Insider trading is illegal when it’s based on material nonpublic information. Yet it’s quite widespread. Sometimes insiders intentionally leak material information. Perhaps they tell a close friend who can then trade on that information and share the profits. Those people profit from the inside information illegally. But even though it’s illegal, it’s tough to catch and prosecute. As a result insider trading is rampant in our markets and the idea of a “level” playing field is surreal (except for believers of the Efficient Market Hypothesis).
But it is possible for outsiders to legally profit from illegal insider trading. Here are three ways you can legally profit from material nonpublic information:
1. If you overhear material nonpublic information in public, you can trade on it and your profits from your trade would be legal. For instance, suppose you’re a Pakistani cab driver in New York City and during one of your rides you overhear your passenger say that Company A will acquire Company B the next day. You can go ahead and buy millions of dollars worth of stock options and get rich instantly and it will be legal. This is because you have no fiduciary duty against anybody when you hear the information. Just keep your ears open.
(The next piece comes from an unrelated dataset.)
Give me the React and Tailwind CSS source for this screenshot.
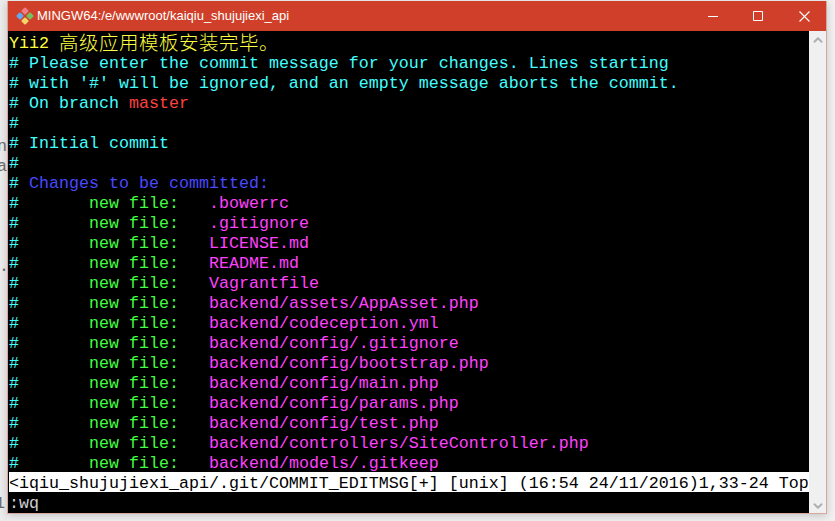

2. Insider Monkey, your source for free insider trading data, knows that it’s very unlikely for someone to come across material nonpublic information accidentally. There is a better way. Academic studies have shown that stocks intensively bought by insiders beat the market by more than 7% per year. The reason is pretty clear. Insiders have better (and sometimes material nonpublic) information and they take advantage of their inside information. Of course, not every insider purchase depends on inside information. But if you monkey insider transactions that are more likely based on material nonpublic information, you would profit on the average. One way to identify profitable investment strategies is to analyze published insider trading research. Insider Monkey developed proprietary quantitative methodologies that increase the likelihood of detecting illegal insider trading. Instead of publishing our results in a respectable journal we decided to profit legally by imitating these (probabilistically) illegal insider transactions. We’ve shared our methodology with large qualified hedge funds. Law enforcement agencies could also use this information.
3. Hedge funds and mutual funds sometimes identify material nonpublic information. Either they work hard and uncover it, or they simply pay for it. The way this system works will be more clear when Preet Bharara, the United States Attorney for the Southern District of New York, charges dozens of hedge fund “analysts” and traders with illegal insider trading. It doesn’t matter how they got a hold of material nonpublic information for you to profit legally from it. All you need to do is determine which funds have respectable alpha, and then imitate the holdings of those hedge funds. If they truly have alpha, then their abnormal returns will also be persistent. You can beat index funds by imitating those hedge funds.